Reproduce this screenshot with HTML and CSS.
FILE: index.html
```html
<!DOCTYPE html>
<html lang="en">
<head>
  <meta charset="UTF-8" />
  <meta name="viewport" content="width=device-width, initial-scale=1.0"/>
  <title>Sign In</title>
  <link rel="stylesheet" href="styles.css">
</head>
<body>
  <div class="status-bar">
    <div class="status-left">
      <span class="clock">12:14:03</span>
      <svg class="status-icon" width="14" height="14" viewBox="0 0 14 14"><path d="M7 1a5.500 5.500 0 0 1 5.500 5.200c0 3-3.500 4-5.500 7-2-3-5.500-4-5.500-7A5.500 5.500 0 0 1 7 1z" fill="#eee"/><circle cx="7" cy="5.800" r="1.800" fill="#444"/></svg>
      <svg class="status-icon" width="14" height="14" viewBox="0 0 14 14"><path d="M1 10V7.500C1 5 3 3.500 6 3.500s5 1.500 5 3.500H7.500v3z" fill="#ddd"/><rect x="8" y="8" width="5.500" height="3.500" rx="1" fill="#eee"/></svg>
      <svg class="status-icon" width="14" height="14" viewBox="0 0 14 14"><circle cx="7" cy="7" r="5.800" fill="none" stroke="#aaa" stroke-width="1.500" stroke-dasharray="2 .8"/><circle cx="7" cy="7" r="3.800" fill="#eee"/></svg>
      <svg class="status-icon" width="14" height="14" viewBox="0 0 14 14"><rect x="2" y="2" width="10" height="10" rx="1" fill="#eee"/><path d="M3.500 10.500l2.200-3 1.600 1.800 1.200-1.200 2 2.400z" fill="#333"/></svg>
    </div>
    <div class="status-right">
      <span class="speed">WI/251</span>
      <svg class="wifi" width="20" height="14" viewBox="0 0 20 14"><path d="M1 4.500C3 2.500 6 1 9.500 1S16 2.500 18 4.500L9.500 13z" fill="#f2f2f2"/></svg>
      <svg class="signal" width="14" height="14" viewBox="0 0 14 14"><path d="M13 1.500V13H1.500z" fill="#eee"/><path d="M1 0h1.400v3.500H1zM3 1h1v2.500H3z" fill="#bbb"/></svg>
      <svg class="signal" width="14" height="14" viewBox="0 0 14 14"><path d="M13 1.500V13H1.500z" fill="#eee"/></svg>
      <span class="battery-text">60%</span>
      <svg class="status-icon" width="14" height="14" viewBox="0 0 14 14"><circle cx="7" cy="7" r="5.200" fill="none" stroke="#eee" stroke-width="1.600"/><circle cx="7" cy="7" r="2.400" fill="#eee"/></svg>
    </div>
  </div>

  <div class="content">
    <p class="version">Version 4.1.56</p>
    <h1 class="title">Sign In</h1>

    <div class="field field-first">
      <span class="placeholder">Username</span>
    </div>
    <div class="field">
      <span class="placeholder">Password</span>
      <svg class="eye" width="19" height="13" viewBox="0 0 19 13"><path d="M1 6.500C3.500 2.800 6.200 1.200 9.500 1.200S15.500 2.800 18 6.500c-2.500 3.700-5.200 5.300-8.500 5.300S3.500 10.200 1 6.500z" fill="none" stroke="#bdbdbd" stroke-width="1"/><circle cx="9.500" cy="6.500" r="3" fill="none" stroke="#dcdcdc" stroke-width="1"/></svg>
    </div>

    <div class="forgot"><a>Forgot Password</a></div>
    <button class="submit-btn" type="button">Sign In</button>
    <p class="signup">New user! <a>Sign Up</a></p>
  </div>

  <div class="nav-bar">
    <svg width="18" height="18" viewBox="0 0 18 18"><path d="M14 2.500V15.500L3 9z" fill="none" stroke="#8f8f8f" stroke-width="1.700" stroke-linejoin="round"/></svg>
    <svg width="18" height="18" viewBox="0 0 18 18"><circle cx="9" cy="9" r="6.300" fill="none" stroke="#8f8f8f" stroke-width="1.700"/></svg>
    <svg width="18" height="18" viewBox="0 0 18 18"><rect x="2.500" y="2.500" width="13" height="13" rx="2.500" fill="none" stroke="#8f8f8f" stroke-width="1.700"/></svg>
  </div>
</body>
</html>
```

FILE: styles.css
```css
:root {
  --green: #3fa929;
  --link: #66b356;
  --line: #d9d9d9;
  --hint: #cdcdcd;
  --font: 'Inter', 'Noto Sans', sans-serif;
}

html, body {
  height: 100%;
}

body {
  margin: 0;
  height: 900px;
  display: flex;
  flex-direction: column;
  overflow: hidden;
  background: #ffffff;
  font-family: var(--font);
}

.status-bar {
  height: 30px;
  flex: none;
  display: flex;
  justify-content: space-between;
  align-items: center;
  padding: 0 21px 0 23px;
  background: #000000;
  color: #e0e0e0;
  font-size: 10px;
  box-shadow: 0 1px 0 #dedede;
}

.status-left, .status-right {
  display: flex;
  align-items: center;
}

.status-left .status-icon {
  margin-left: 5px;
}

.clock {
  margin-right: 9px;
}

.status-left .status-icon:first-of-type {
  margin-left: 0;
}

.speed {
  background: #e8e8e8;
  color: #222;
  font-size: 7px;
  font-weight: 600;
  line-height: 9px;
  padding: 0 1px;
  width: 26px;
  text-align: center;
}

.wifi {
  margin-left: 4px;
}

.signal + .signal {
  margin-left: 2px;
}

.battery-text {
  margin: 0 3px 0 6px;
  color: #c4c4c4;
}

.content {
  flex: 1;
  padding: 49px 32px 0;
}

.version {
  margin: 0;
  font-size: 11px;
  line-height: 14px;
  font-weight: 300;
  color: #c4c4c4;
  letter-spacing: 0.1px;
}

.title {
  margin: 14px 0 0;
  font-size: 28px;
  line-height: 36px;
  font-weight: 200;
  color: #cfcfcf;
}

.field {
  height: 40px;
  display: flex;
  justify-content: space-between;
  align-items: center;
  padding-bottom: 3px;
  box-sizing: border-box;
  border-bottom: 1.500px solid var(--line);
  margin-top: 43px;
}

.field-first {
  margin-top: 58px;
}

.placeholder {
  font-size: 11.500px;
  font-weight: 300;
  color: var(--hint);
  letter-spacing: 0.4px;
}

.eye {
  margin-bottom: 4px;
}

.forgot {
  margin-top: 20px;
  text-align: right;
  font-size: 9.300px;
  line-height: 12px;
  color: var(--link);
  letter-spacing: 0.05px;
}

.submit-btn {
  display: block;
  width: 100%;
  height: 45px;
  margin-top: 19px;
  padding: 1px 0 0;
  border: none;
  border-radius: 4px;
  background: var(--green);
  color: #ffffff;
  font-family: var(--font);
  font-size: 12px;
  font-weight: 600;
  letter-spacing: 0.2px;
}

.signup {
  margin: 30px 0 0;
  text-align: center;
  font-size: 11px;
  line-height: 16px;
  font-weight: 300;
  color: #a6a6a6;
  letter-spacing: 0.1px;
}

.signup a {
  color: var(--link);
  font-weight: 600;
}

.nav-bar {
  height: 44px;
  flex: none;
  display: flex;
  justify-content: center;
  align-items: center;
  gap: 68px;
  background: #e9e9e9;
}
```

==

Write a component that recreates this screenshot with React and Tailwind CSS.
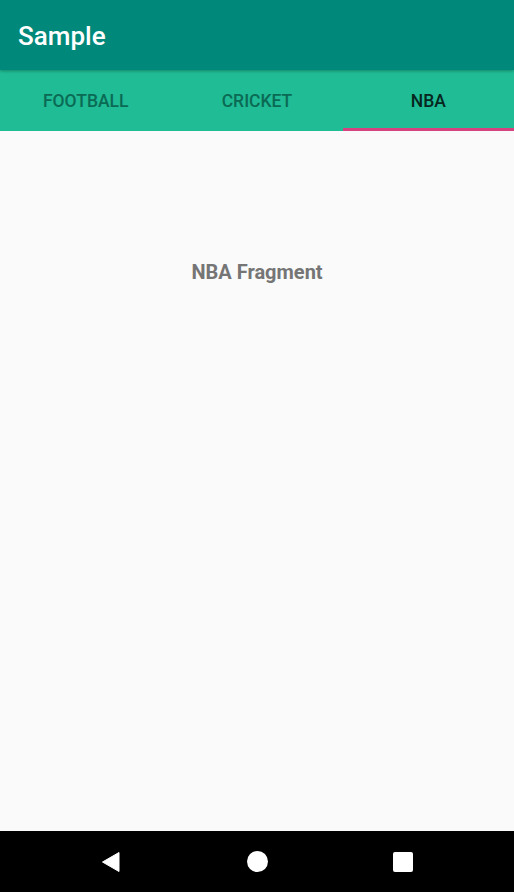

* * *

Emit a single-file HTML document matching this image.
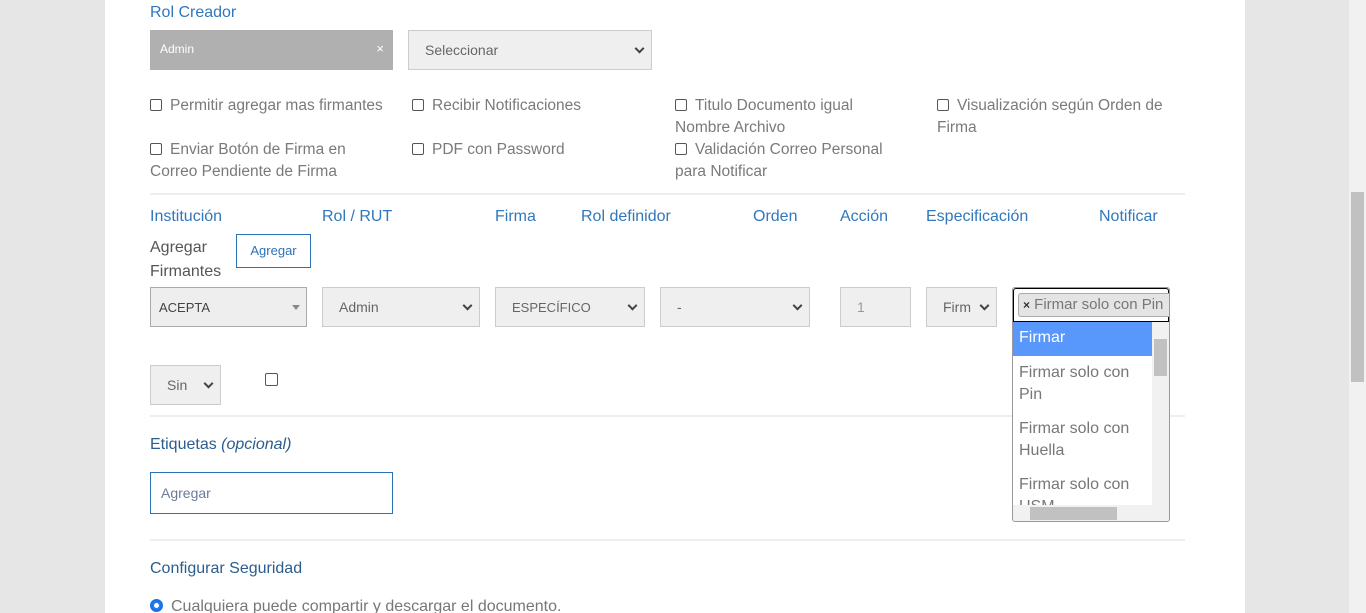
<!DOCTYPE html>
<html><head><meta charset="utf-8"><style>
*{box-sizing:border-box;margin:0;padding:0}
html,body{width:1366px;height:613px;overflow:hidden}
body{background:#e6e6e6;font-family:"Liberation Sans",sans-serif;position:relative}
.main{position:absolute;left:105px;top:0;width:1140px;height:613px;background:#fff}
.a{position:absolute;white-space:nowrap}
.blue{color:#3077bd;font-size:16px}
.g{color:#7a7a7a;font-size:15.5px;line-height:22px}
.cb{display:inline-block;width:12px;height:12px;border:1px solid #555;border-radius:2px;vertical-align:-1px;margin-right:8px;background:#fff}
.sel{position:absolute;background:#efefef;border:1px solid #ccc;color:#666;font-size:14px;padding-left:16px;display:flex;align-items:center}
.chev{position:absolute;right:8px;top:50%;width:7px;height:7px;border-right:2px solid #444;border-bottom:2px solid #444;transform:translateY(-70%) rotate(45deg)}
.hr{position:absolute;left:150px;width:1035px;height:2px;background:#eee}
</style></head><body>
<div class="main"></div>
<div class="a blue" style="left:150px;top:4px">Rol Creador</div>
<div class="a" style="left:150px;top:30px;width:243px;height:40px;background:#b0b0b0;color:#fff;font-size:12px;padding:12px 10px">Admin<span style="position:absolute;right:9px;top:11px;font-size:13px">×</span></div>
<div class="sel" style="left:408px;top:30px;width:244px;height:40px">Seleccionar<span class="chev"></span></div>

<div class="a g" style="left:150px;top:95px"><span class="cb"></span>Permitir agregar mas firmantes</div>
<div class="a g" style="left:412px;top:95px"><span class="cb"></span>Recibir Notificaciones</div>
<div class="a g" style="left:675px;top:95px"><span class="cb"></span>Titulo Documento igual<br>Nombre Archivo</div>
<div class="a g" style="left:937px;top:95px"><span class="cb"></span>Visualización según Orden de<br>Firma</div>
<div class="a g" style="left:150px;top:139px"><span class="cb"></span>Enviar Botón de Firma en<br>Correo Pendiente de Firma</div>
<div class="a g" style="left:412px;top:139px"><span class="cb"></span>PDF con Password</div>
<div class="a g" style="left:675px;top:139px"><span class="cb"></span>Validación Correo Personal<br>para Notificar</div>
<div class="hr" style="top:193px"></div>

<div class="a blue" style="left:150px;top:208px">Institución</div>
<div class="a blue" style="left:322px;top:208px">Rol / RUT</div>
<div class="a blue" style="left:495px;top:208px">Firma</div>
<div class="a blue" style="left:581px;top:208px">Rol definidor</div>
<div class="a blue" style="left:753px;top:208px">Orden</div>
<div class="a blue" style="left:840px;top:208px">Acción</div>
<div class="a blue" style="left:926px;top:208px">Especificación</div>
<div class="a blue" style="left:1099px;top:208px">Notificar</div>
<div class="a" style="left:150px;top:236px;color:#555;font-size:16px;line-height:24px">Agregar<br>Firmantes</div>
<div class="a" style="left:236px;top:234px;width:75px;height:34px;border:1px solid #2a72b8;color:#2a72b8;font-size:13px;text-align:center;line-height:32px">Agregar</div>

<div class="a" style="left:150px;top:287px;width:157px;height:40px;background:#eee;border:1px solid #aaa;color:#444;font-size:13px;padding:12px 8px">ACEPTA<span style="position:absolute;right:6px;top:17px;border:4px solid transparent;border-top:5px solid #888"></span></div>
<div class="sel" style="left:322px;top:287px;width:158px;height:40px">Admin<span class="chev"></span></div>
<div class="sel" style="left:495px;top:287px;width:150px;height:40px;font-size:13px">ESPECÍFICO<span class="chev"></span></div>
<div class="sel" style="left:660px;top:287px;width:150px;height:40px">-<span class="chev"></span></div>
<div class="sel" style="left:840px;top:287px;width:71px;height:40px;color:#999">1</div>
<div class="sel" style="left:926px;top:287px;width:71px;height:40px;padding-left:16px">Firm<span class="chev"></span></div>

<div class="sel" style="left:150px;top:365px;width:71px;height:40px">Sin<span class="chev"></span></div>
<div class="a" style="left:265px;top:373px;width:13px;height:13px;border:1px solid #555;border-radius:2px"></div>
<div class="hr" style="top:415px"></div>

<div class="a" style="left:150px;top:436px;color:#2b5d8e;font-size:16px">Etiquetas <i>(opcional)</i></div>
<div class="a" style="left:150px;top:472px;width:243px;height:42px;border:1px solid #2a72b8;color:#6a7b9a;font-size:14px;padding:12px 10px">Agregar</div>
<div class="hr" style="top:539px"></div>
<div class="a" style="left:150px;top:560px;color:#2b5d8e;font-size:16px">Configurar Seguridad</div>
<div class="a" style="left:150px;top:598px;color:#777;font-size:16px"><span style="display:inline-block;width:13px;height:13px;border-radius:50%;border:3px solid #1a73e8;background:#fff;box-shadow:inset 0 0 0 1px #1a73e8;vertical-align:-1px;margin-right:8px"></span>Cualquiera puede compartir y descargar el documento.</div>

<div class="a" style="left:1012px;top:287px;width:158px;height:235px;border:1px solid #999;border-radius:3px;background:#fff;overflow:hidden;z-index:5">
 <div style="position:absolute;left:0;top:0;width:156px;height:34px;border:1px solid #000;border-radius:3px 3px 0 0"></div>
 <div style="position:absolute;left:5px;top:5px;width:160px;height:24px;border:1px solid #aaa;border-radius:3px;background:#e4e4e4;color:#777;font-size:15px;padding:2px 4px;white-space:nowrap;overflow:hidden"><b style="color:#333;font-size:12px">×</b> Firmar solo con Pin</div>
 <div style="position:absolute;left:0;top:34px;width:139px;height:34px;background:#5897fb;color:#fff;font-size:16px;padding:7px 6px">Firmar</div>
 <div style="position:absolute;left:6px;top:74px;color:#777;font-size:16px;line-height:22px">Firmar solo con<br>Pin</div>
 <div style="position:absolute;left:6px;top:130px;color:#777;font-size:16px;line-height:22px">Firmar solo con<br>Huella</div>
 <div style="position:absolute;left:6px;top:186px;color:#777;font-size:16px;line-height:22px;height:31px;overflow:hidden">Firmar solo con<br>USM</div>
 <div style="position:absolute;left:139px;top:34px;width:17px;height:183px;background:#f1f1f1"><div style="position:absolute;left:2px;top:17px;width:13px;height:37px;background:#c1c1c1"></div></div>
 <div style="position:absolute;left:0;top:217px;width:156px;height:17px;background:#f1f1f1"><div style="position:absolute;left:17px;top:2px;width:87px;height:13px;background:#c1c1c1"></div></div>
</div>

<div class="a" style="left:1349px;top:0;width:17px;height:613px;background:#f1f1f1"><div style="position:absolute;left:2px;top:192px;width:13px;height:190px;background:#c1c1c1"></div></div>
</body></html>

* OBJECTIVE *
Look through the records and gather every line containing "this".

* THE RESPONSE *
Reproduce this screenshot with HTML and CSS.
Write a component that recreates this screenshot with React and Tailwind CSS.
Emit a single-file HTML document matching this image.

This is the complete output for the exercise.